Why Representation Matters with HyeJung Park

Blog, AAPI Appreciation Month | 05/10/2022

As we continue to honor Asian American and Pacific Islander Heritage Month, we had the pleasure of speaking with 2020 Tillman Scholar HyeJung Park. HyeJung is a doctoral student, Army reservist, and a beneficiary of the California Dream Act and Deferred Action for Childhood Arrivals. Her experiences inspired her to pursue both military service and academic research to contribute to our community’s promotion of equitable opportunities for the next generation of young people, with hopes of a future devoid of the inequality and injustices she has seen in her community.

As HyeJung explains, inequality and misrepresentation of Asian Americans has been an ongoing issue that she has experienced firsthand.

“The PyeongChang 2018 Olympic Winter Games (figure skating) were on when an interviewee of my doctoral program asked, ‘why is the U.S. flag next to his name (Nathan Chen) on the screen?’ I was taken aback by the ‘othering’ from someone interviewing for a prestigious doctoral program, but perhaps not entirely shocked. The unfortunate reality is that the AAPI community has been historically viewed as “perpetual foreigners” within the U.S. (e.g., Chinese Exclusion Act, Japanese Internment Camps, ‘Kung-flu’).

“More recently, we have seen a visual representation of the othering through the dramatic increase in anti-Asian hate crimes. According to the data published by the Center for the Study of Hate and Extremism, anti-Asian hate crimes increased by 339% from 2019 to 2020 and by 124% from 2020 to 2021. These numbers represent my concerns for my parents’ safety on a personal level. The concerns heightened when I saw the news of a grandmother, Xiao Zhen Xie, who was attacked on San Francisco’s Market Street on the morning after six women of Asian descent were murdered in the shooting rampage in Atlanta. These events struck us at the core. What put salt into the wound were the following speculative comments regarding their work in spas or massage parlors brought back memories of those who have made lewd comments towards myself.”

HyeJung shares these stories, cognizant that her experiences differ from those who are a part of the broad range individuals who are represented under the AAPI umbrella. These memories, according to her, allow her to think about how we as a country can support and advance the AAPI community towards a more equitable future.

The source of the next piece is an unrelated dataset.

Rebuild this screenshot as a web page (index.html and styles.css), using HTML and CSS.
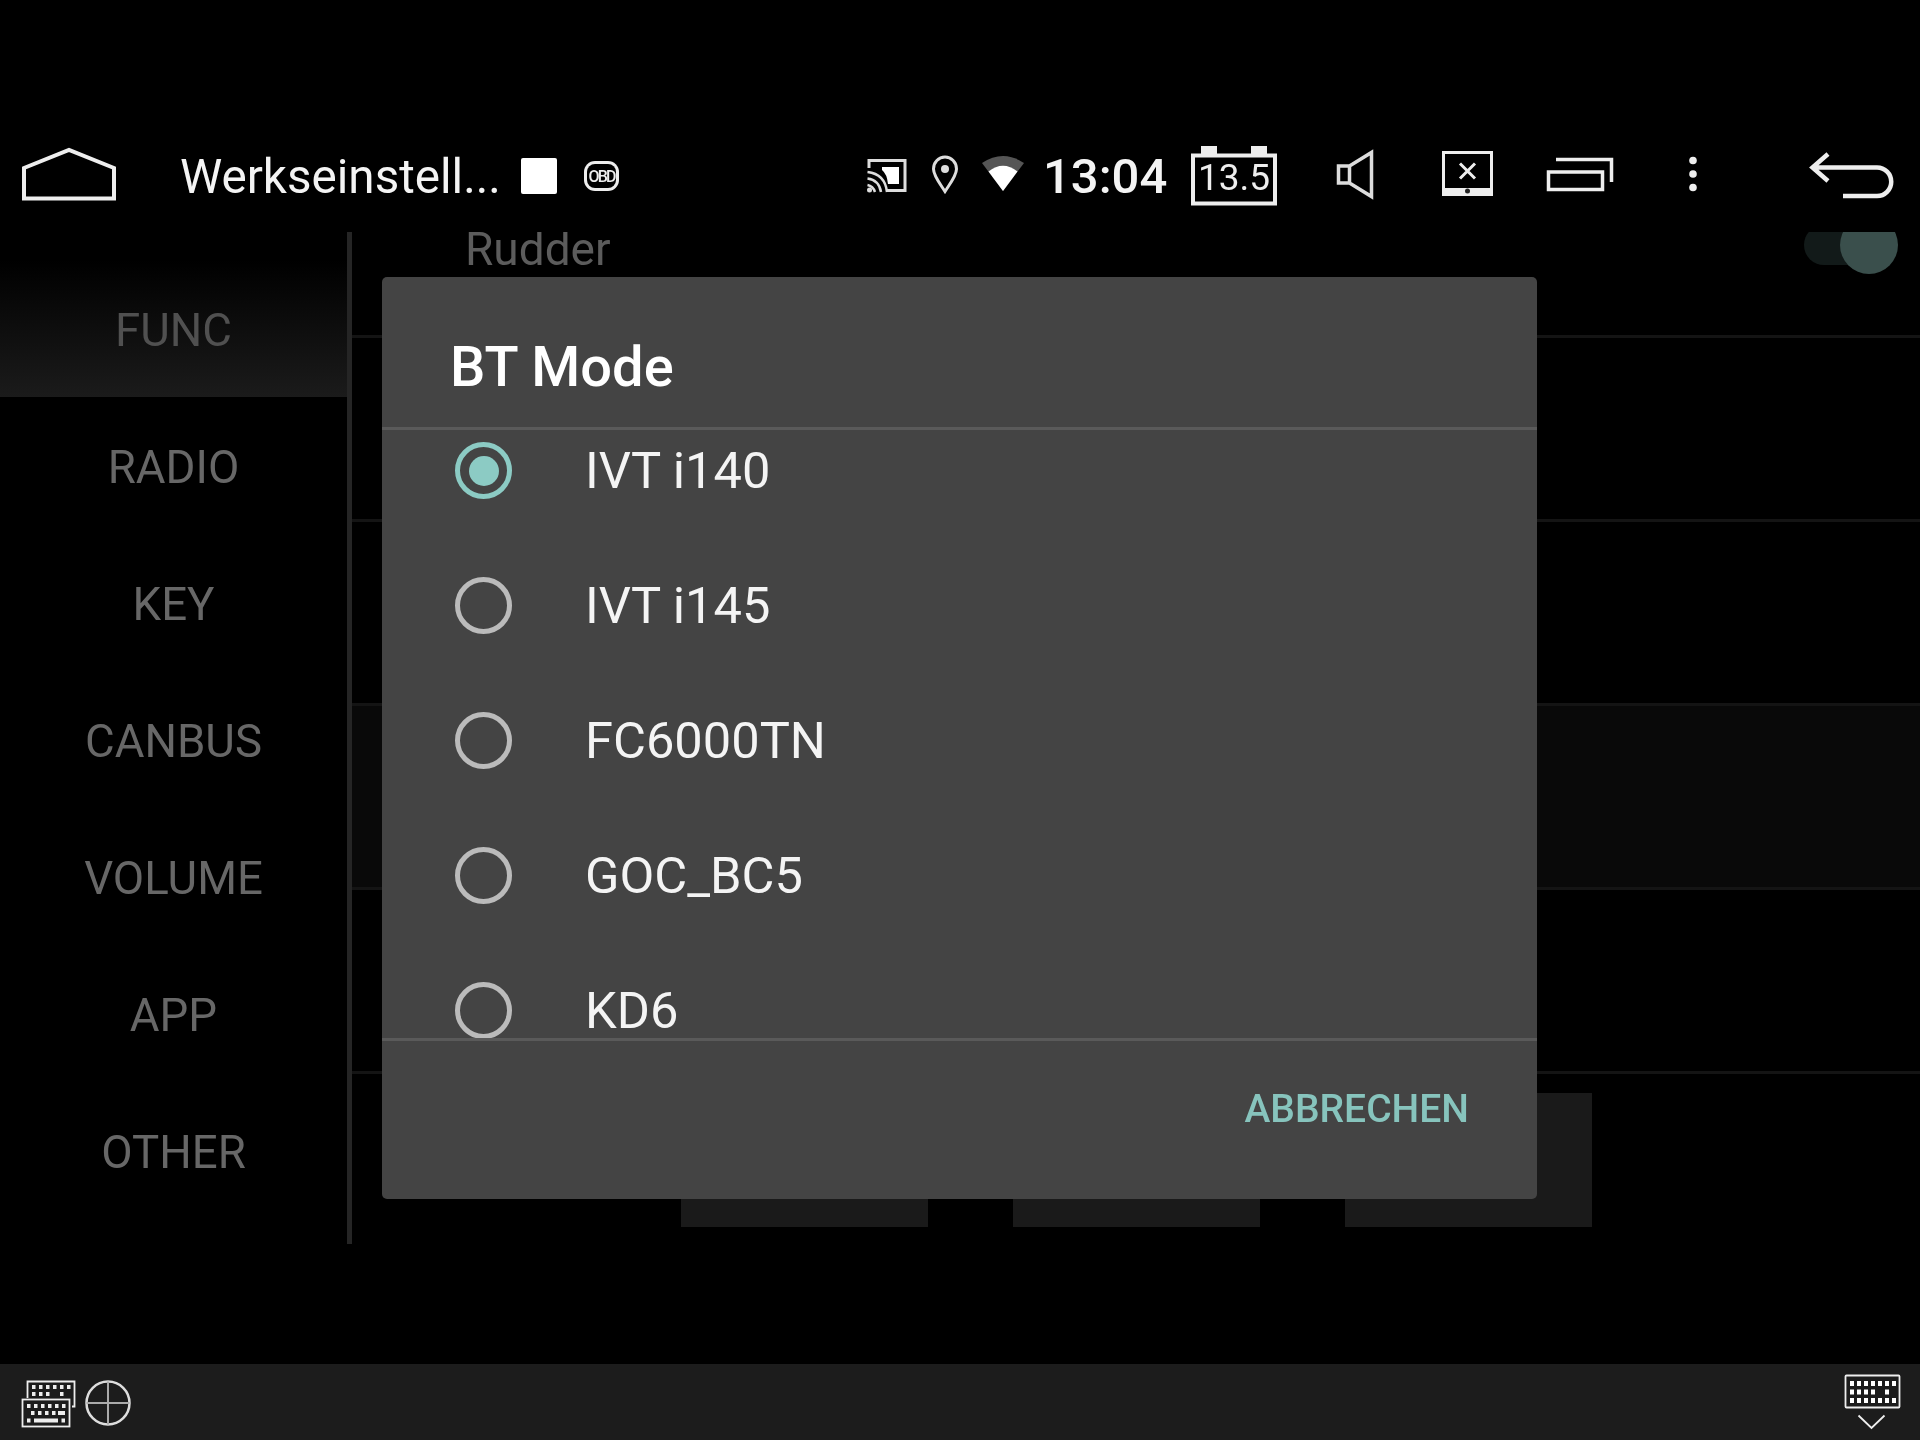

“One of the ways to influence a cultural shift in how Asian-Americans are perceived is through greater representation of Asian voices and sharing narratives of how Asian Americans were involved in the United States history as Americans. First, individuals can intentionally create opportunities for people of color to amplify their voices, especially within media. An alternative way to represent voices is to give credit by citing or stating the authors’ names or original content creators. I recently read a Nature article on citation bias where scholars of color and women’s work are under-cited. We see this persisting in other spaces. Those interested in being a part of the community to make the future a more equitable space for all communities should be more intentional about citing and stating the names of the authors or creators of the original content.”

Remaining consistent with her work towards her PhD in developmental psychology, HyeJung advises how we can help cultivate a more equitable future for the AAPI community.

“Lastly, I think the step toward creating a more equitable society for the AAPI community is through creating equitable spaces for other marginalized community members. As a Korean-American growing up in Orange County, I know that the opportunities presented to me stem from the sacrifices that families made from different countries of origin. One family that comes to mind is the Mendez family. Mr. Gonzalo Mendez and Mrs. Felicitas Mendez, the parents of Ms. Sylvia Mendez, took it upon themselves to take legal action opposing the segregation and racial discrimination preventing their children from attending a nearby Westminster elementary school. The success of the Mendez v. Westminster case made California the first state in the nation to end segregation in schools. This case paved the way for Brown vs. Board of Education seven years later. Recognizing, learning, and stating the names of those who have pushed the status quo to create a more equitable American society is how I plan to celebrate Asian American and Pacific Islander Heritage Month.”